- What to do
Reproduce every line of the material below, but drop the pictures.

+++ Information provided

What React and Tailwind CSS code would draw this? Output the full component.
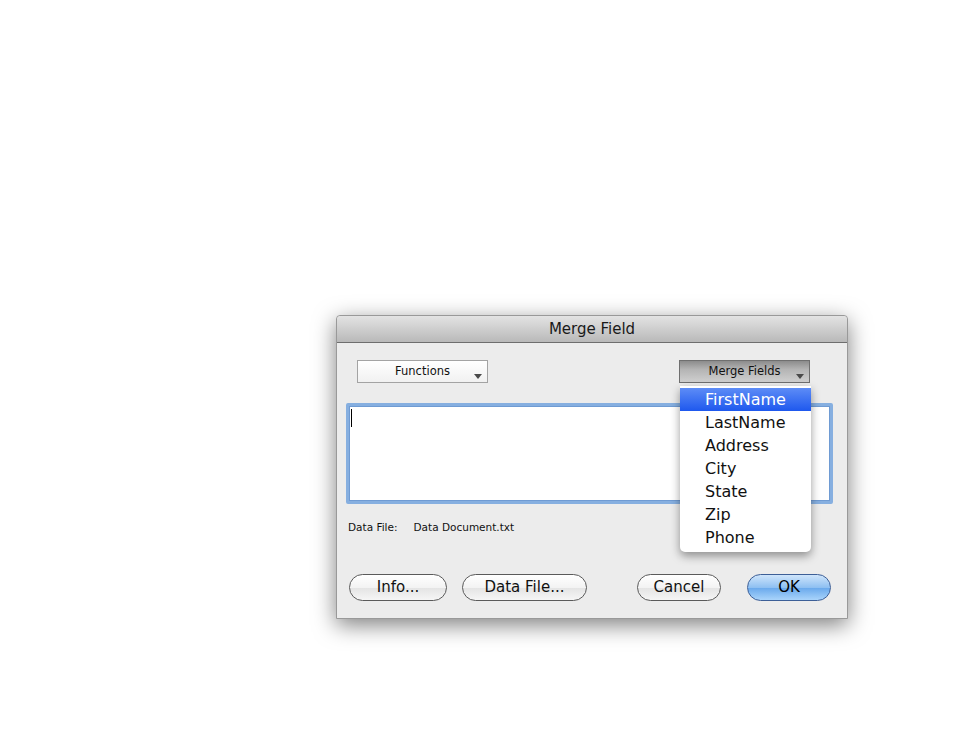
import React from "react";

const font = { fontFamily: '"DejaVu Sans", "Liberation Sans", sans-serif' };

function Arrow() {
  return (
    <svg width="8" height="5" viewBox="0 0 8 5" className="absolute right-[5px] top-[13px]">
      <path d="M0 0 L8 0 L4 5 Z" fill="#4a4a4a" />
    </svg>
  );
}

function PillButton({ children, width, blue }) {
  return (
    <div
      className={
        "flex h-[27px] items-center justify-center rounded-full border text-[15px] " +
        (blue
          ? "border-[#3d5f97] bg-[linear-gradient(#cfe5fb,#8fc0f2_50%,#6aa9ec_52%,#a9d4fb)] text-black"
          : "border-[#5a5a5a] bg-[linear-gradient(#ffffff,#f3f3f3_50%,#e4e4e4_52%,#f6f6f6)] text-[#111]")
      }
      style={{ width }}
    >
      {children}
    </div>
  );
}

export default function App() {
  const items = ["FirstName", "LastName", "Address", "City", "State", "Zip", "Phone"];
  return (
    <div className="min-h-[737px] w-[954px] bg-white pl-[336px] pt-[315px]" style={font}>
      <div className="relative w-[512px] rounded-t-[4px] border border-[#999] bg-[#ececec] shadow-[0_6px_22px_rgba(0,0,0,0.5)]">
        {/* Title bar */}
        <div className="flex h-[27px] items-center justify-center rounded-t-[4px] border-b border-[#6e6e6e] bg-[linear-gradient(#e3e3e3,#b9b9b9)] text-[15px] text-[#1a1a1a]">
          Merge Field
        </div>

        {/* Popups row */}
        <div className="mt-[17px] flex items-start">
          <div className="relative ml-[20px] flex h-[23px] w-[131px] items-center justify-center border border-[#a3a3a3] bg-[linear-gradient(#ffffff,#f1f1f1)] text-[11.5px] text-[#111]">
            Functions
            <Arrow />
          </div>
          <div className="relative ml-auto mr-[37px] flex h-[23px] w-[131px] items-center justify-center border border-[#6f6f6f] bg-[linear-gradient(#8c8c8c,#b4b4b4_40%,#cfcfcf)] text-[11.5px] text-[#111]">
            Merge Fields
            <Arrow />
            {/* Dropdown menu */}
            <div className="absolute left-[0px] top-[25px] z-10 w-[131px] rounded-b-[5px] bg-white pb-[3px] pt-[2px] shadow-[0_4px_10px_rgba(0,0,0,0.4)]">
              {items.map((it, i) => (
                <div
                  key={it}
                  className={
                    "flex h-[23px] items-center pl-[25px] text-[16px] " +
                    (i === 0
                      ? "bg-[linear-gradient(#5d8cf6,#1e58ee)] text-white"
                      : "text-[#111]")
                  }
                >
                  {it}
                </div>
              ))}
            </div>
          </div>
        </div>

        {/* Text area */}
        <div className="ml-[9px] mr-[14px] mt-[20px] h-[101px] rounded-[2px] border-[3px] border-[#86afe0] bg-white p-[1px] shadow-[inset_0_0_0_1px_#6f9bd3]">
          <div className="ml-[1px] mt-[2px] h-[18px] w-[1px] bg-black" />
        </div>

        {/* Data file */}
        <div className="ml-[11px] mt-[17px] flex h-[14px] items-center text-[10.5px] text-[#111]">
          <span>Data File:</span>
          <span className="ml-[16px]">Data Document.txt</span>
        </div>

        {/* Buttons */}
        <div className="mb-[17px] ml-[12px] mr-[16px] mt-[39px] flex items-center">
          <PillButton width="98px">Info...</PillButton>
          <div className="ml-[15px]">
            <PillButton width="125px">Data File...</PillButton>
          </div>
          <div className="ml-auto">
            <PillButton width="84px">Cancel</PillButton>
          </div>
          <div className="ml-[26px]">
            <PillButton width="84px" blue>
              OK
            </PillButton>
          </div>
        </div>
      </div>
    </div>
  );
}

++++++

- Answer to the problem
What React and Tailwind CSS code would draw this? Output the full component.
import React from "react";

const font = { fontFamily: '"DejaVu Sans", "Liberation Sans", sans-serif' };

function Arrow() {
  return (
    <svg width="8" height="5" viewBox="0 0 8 5" className="absolute right-[5px] top-[13px]">
      <path d="M0 0 L8 0 L4 5 Z" fill="#4a4a4a" />
    </svg>
  );
}

function PillButton({ children, width, blue }) {
  return (
    <div
      className={
        "flex h-[27px] items-center justify-center rounded-full border text-[15px] " +
        (blue
          ? "border-[#3d5f97] bg-[linear-gradient(#cfe5fb,#8fc0f2_50%,#6aa9ec_52%,#a9d4fb)] text-black"
          : "border-[#5a5a5a] bg-[linear-gradient(#ffffff,#f3f3f3_50%,#e4e4e4_52%,#f6f6f6)] text-[#111]")
      }
      style={{ width }}
    >
      {children}
    </div>
  );
}

export default function App() {
  const items = ["FirstName", "LastName", "Address", "City", "State", "Zip", "Phone"];
  return (
    <div className="min-h-[737px] w-[954px] bg-white pl-[336px] pt-[315px]" style={font}>
      <div className="relative w-[512px] rounded-t-[4px] border border-[#999] bg-[#ececec] shadow-[0_6px_22px_rgba(0,0,0,0.5)]">
        {/* Title bar */}
        <div className="flex h-[27px] items-center justify-center rounded-t-[4px] border-b border-[#6e6e6e] bg-[linear-gradient(#e3e3e3,#b9b9b9)] text-[15px] text-[#1a1a1a]">
          Merge Field
        </div>

        {/* Popups row */}
        <div className="mt-[17px] flex items-start">
          <div className="relative ml-[20px] flex h-[23px] w-[131px] items-center justify-center border border-[#a3a3a3] bg-[linear-gradient(#ffffff,#f1f1f1)] text-[11.5px] text-[#111]">
            Functions
            <Arrow />
          </div>
          <div className="relative ml-auto mr-[37px] flex h-[23px] w-[131px] items-center justify-center border border-[#6f6f6f] bg-[linear-gradient(#8c8c8c,#b4b4b4_40%,#cfcfcf)] text-[11.5px] text-[#111]">
            Merge Fields
            <Arrow />
            {/* Dropdown menu */}
            <div className="absolute left-[0px] top-[25px] z-10 w-[131px] rounded-b-[5px] bg-white pb-[3px] pt-[2px] shadow-[0_4px_10px_rgba(0,0,0,0.4)]">
              {items.map((it, i) => (
                <div
                  key={it}
                  className={
                    "flex h-[23px] items-center pl-[25px] text-[16px] " +
                    (i === 0
                      ? "bg-[linear-gradient(#5d8cf6,#1e58ee)] text-white"
                      : "text-[#111]")
                  }
                >
                  {it}
                </div>
              ))}
            </div>
          </div>
        </div>

        {/* Text area */}
        <div className="ml-[9px] mr-[14px] mt-[20px] h-[101px] rounded-[2px] border-[3px] border-[#86afe0] bg-white p-[1px] shadow-[inset_0_0_0_1px_#6f9bd3]">
          <div className="ml-[1px] mt-[2px] h-[18px] w-[1px] bg-black" />
        </div>

        {/* Data file */}
        <div className="ml-[11px] mt-[17px] flex h-[14px] items-center text-[10.5px] text-[#111]">
          <span>Data File:</span>
          <span className="ml-[16px]">Data Document.txt</span>
        </div>

        {/* Buttons */}
        <div className="mb-[17px] ml-[12px] mr-[16px] mt-[39px] flex items-center">
          <PillButton width="98px">Info...</PillButton>
          <div className="ml-[15px]">
            <PillButton width="125px">Data File...</PillButton>
          </div>
          <div className="ml-auto">
            <PillButton width="84px">Cancel</PillButton>
          </div>
          <div className="ml-[26px]">
            <PillButton width="84px" blue>
              OK
            </PillButton>
          </div>
        </div>
      </div>
    </div>
  );
}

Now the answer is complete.